▶ _Work to complete_: Output the records exactly as they appear, with no pictures included.

>> Start Record list

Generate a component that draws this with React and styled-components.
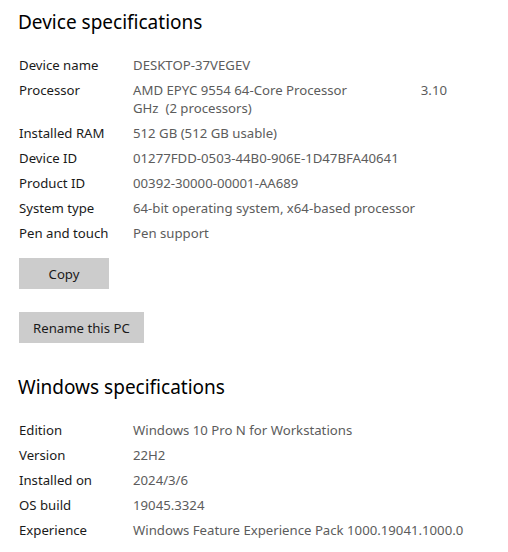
import React from 'react';
import styled, { createGlobalStyle } from 'styled-components';

const GlobalStyle = createGlobalStyle`
  html, body {
    margin: 0;
    padding: 0;
    background: #ffffff;
  }
  body {
    font-family: "Segoe UI", "Noto Sans", "Open Sans", sans-serif;
    -webkit-font-smoothing: antialiased;
  }
`;

const Page = styled.div`
  width: 508px;
  height: 552px;
  overflow: hidden;
  padding: 8px 0 0 18px;
  box-sizing: border-box;
`;

const Title = styled.h2`
  margin: 0 0 ${p => p.$gap || 20}px;
  font-size: 19px;
  line-height: 28px;
  font-weight: 400;
  color: #000;
`;

const SpecList = styled.div`
  display: flex;
  flex-direction: column;
  gap: 7px;
`;

const Row = styled.div`
  display: grid;
  grid-template-columns: 114px 1fr;
  font-size: 13.2px;
  line-height: 18px;
  padding-left: 1px;
`;

const Label = styled.div`
  color: #1a1a1a;
`;

const Value = styled.div`
  color: #5c5c5c;
`;

const SplitLine = styled.div`
  display: flex;
  justify-content: space-between;
  width: 314px;
`;

const Buttons = styled.div`
  display: flex;
  flex-direction: column;
  align-items: flex-start;
  gap: 23px;
  margin: 16px 0 30px 1px;
`;

const Button = styled.button`
  height: 31px;
  min-width: ${p => p.$min || 0}px;
  padding: 0 14px;
  border: none;
  background: #cccccc;
  color: #1a1a1a;
  font-family: inherit;
  font-size: 13.2px;
  cursor: pointer;
`;

const device = [
  ['Device name', 'DESKTOP-37VEGEV'],
  ['Processor', null],
  ['Installed RAM', '512 GB (512 GB usable)'],
  ['Device ID', '01277FDD-0503-44B0-906E-1D47BFA40641'],
  ['Product ID', '00392-30000-00001-AA689'],
  ['System type', '64-bit operating system, x64-based processor'],
  ['Pen and touch', 'Pen support'],
];

const windows = [
  ['Edition', 'Windows 10 Pro N for Workstations'],
  ['Version', '22H2'],
  ['Installed on', '2024/3/6'],
  ['OS build', '19045.3324'],
  ['Experience', 'Windows Feature Experience Pack 1000.19041.1000.0'],
];

const renderRows = rows =>
  rows.map(([label, value]) => (
    <Row key={label}>
      <Label>{label}</Label>
      {value === null ? (
        <Value>
          <SplitLine>
            <span>AMD EPYC 9554 64-Core Processor</span>
            <span>3.10</span>
          </SplitLine>
          <div>GHz&nbsp; (2 processors)</div>
        </Value>
      ) : (
        <Value>{value}</Value>
      )}
    </Row>
  ));

export default function App() {
  return (
    <Page>
      <GlobalStyle />
      <Title>Device specifications</Title>
      <SpecList>{renderRows(device)}</SpecList>
      <Buttons>
        <Button $min={90}>Copy</Button>
        <Button>Rename this PC</Button>
      </Buttons>
      <Title $gap={20}>Windows specifications</Title>
      <SpecList>{renderRows(windows)}</SpecList>
    </Page>
  );
}
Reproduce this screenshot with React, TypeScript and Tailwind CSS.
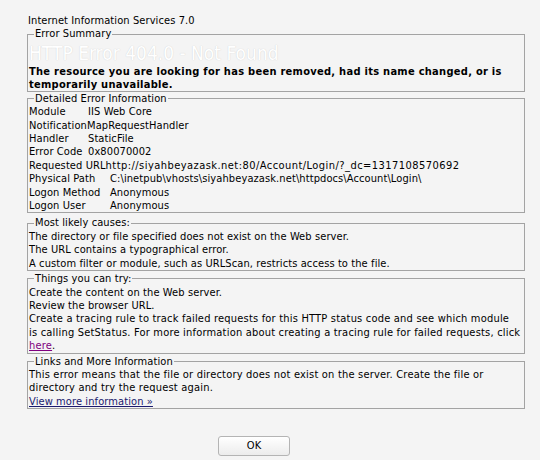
import type { ReactNode } from 'react';

const font = "font-['DejaVu_Sans_Condensed','DejaVu_Sans',sans-serif]";

function Box({ title, children, className = '' }: { title: string; children: ReactNode; className?: string }) {
  return (
    <fieldset className={`border border-[#a3a3a3] ${className}`}>
      <legend className="ml-[6px] px-[1px] leading-[13.4px]">{title}</legend>
      <div className="pl-[1px]">{children}</div>
    </fieldset>
  );
}

function Row({ label, value, w, vc }: { label: string; value: string; w?: string; vc?: string }) {
  return (
    <div className="flex whitespace-nowrap">
      <span className={w ?? 'shrink-0'}>{label}</span>
      <span className={vc}>{value}</span>
    </div>
  );
}

export default function App() {
  return (
    <div className={`min-h-[460px] w-[540px] bg-[#f4f4f4] pt-[14px] pl-[27px] text-[11px] leading-[13.4px] tracking-[0.1px] text-black ${font}`}>
      <div className="w-[498px]">
        <div className="pl-[1px]">Internet Information Services 7.0</div>

        <Box title="Error Summary">
          <div className="text-[19px] leading-[24px] tracking-normal text-white [text-shadow:0_0_1px_#c8c8c8]">
            HTTP Error 404.0 - Not Found
          </div>
          <div className="font-bold leading-[13px] tracking-[0.28px]">
            The resource you are looking for has been removed, had its name changed, or is
            <br />
            temporarily unavailable.
          </div>
        </Box>

        <Box title="Detailed Error Information">
          <Row label="Module" value="IIS Web Core" w="w-[59px] shrink-0" />
          <Row label="Notification" value="MapRequestHandler" w="w-[58px] shrink-0" />
          <Row label="Handler" value="StaticFile" w="w-[59px] shrink-0" />
          <Row label="Error Code" value="0x80070002" w="w-[59px] shrink-0" />
          <Row
            label="Requested URL"
            value="http://siyahbeyazask.net:80/Account/Login/?_dc=1317108570692"
            vc="tracking-[0.45px]"
          />
          <Row label="Physical Path" value="C:\inetpub\vhosts\siyahbeyazask.net\httpdocs\Account\Login\" w="w-[81px] shrink-0" />
          <Row label="Logon Method" value="Anonymous" w="w-[81px] shrink-0" />
          <Row label="Logon User" value="Anonymous" w="w-[81px] shrink-0" />
        </Box>

        <Box title="Most likely causes:" className="mt-[3px]">
          <div>The directory or file specified does not exist on the Web server.</div>
          <div>The URL contains a typographical error.</div>
          <div>A custom filter or module, such as URLScan, restricts access to the file.</div>
        </Box>

        <Box title="Things you can try:" className="mt-[1px]">
          <div>Create the content on the Web server.</div>
          <div>Review the browser URL.</div>
          <div className="tracking-[0.2px]">
            Create a tracing rule to track failed requests for this HTTP status code and see which module
            <br />
            is calling SetStatus. For more information about creating a tracing rule for failed requests, click
            <br />
            <a className="text-[#800080] underline">here</a>.
          </div>
        </Box>

        <Box title="Links and More Information" className="mt-[1px]">
          <div className="tracking-[0.2px]">
            This error means that the file or directory does not exist on the server. Create the file or
            <br />
            directory and try the request again.
          </div>
          <a className="text-[#1a1a6e] underline">View more information »</a>
        </Box>

        <div className="mt-[27px] pl-[191px]">
          <button className="h-[20px] w-[72px] rounded-[3px] border border-[#b4b4b4] bg-gradient-to-b from-white to-[#ececec] text-[11px] leading-[18px] text-black">
            OK
          </button>
        </div>
      </div>
    </div>
  );
}
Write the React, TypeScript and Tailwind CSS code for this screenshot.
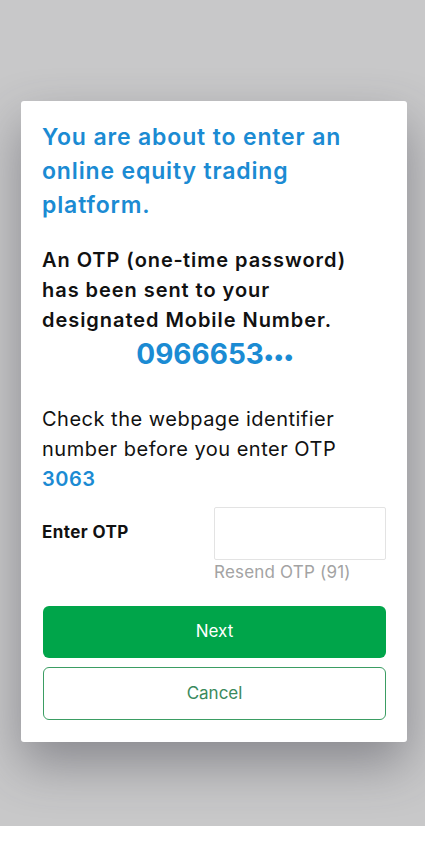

>> End Record list

▶ _Answer for the task_:
Generate a component that draws this with React and styled-components.
import React from 'react';
import styled, { createGlobalStyle } from 'styled-components';

const GlobalStyle = createGlobalStyle`
  html, body {
    margin: 0;
    padding: 0;
    background: #ffffff;
  }
  body {
    font-family: "Segoe UI", "Noto Sans", "Open Sans", sans-serif;
    -webkit-font-smoothing: antialiased;
  }
`;

const Page = styled.div`
  width: 508px;
  height: 552px;
  overflow: hidden;
  padding: 8px 0 0 18px;
  box-sizing: border-box;
`;

const Title = styled.h2`
  margin: 0 0 ${p => p.$gap || 20}px;
  font-size: 19px;
  line-height: 28px;
  font-weight: 400;
  color: #000;
`;

const SpecList = styled.div`
  display: flex;
  flex-direction: column;
  gap: 7px;
`;

const Row = styled.div`
  display: grid;
  grid-template-columns: 114px 1fr;
  font-size: 13.2px;
  line-height: 18px;
  padding-left: 1px;
`;

const Label = styled.div`
  color: #1a1a1a;
`;

const Value = styled.div`
  color: #5c5c5c;
`;

const SplitLine = styled.div`
  display: flex;
  justify-content: space-between;
  width: 314px;
`;

const Buttons = styled.div`
  display: flex;
  flex-direction: column;
  align-items: flex-start;
  gap: 23px;
  margin: 16px 0 30px 1px;
`;

const Button = styled.button`
  height: 31px;
  min-width: ${p => p.$min || 0}px;
  padding: 0 14px;
  border: none;
  background: #cccccc;
  color: #1a1a1a;
  font-family: inherit;
  font-size: 13.2px;
  cursor: pointer;
`;

const device = [
  ['Device name', 'DESKTOP-37VEGEV'],
  ['Processor', null],
  ['Installed RAM', '512 GB (512 GB usable)'],
  ['Device ID', '01277FDD-0503-44B0-906E-1D47BFA40641'],
  ['Product ID', '00392-30000-00001-AA689'],
  ['System type', '64-bit operating system, x64-based processor'],
  ['Pen and touch', 'Pen support'],
];

const windows = [
  ['Edition', 'Windows 10 Pro N for Workstations'],
  ['Version', '22H2'],
  ['Installed on', '2024/3/6'],
  ['OS build', '19045.3324'],
  ['Experience', 'Windows Feature Experience Pack 1000.19041.1000.0'],
];

const renderRows = rows =>
  rows.map(([label, value]) => (
    <Row key={label}>
      <Label>{label}</Label>
      {value === null ? (
        <Value>
          <SplitLine>
            <span>AMD EPYC 9554 64-Core Processor</span>
            <span>3.10</span>
          </SplitLine>
          <div>GHz&nbsp; (2 processors)</div>
        </Value>
      ) : (
        <Value>{value}</Value>
      )}
    </Row>
  ));

export default function App() {
  return (
    <Page>
      <GlobalStyle />
      <Title>Device specifications</Title>
      <SpecList>{renderRows(device)}</SpecList>
      <Buttons>
        <Button $min={90}>Copy</Button>
        <Button>Rename this PC</Button>
      </Buttons>
      <Title $gap={20}>Windows specifications</Title>
      <SpecList>{renderRows(windows)}</SpecList>
    </Page>
  );
}
Reproduce this screenshot with React, TypeScript and Tailwind CSS.
import type { ReactNode } from 'react';

const font = "font-['DejaVu_Sans_Condensed','DejaVu_Sans',sans-serif]";

function Box({ title, children, className = '' }: { title: string; children: ReactNode; className?: string }) {
  return (
    <fieldset className={`border border-[#a3a3a3] ${className}`}>
      <legend className="ml-[6px] px-[1px] leading-[13.4px]">{title}</legend>
      <div className="pl-[1px]">{children}</div>
    </fieldset>
  );
}

function Row({ label, value, w, vc }: { label: string; value: string; w?: string; vc?: string }) {
  return (
    <div className="flex whitespace-nowrap">
      <span className={w ?? 'shrink-0'}>{label}</span>
      <span className={vc}>{value}</span>
    </div>
  );
}

export default function App() {
  return (
    <div className={`min-h-[460px] w-[540px] bg-[#f4f4f4] pt-[14px] pl-[27px] text-[11px] leading-[13.4px] tracking-[0.1px] text-black ${font}`}>
      <div className="w-[498px]">
        <div className="pl-[1px]">Internet Information Services 7.0</div>

        <Box title="Error Summary">
          <div className="text-[19px] leading-[24px] tracking-normal text-white [text-shadow:0_0_1px_#c8c8c8]">
            HTTP Error 404.0 - Not Found
          </div>
          <div className="font-bold leading-[13px] tracking-[0.28px]">
            The resource you are looking for has been removed, had its name changed, or is
            <br />
            temporarily unavailable.
          </div>
        </Box>

        <Box title="Detailed Error Information">
          <Row label="Module" value="IIS Web Core" w="w-[59px] shrink-0" />
          <Row label="Notification" value="MapRequestHandler" w="w-[58px] shrink-0" />
          <Row label="Handler" value="StaticFile" w="w-[59px] shrink-0" />
          <Row label="Error Code" value="0x80070002" w="w-[59px] shrink-0" />
          <Row
            label="Requested URL"
            value="http://siyahbeyazask.net:80/Account/Login/?_dc=1317108570692"
            vc="tracking-[0.45px]"
          />
          <Row label="Physical Path" value="C:\inetpub\vhosts\siyahbeyazask.net\httpdocs\Account\Login\" w="w-[81px] shrink-0" />
          <Row label="Logon Method" value="Anonymous" w="w-[81px] shrink-0" />
          <Row label="Logon User" value="Anonymous" w="w-[81px] shrink-0" />
        </Box>

        <Box title="Most likely causes:" className="mt-[3px]">
          <div>The directory or file specified does not exist on the Web server.</div>
          <div>The URL contains a typographical error.</div>
          <div>A custom filter or module, such as URLScan, restricts access to the file.</div>
        </Box>

        <Box title="Things you can try:" className="mt-[1px]">
          <div>Create the content on the Web server.</div>
          <div>Review the browser URL.</div>
          <div className="tracking-[0.2px]">
            Create a tracing rule to track failed requests for this HTTP status code and see which module
            <br />
            is calling SetStatus. For more information about creating a tracing rule for failed requests, click
            <br />
            <a className="text-[#800080] underline">here</a>.
          </div>
        </Box>

        <Box title="Links and More Information" className="mt-[1px]">
          <div className="tracking-[0.2px]">
            This error means that the file or directory does not exist on the server. Create the file or
            <br />
            directory and try the request again.
          </div>
          <a className="text-[#1a1a6e] underline">View more information »</a>
        </Box>

        <div className="mt-[27px] pl-[191px]">
          <button className="h-[20px] w-[72px] rounded-[3px] border border-[#b4b4b4] bg-gradient-to-b from-white to-[#ececec] text-[11px] leading-[18px] text-black">
            OK
          </button>
        </div>
      </div>
    </div>
  );
}
Write the React, TypeScript and Tailwind CSS code for this screenshot.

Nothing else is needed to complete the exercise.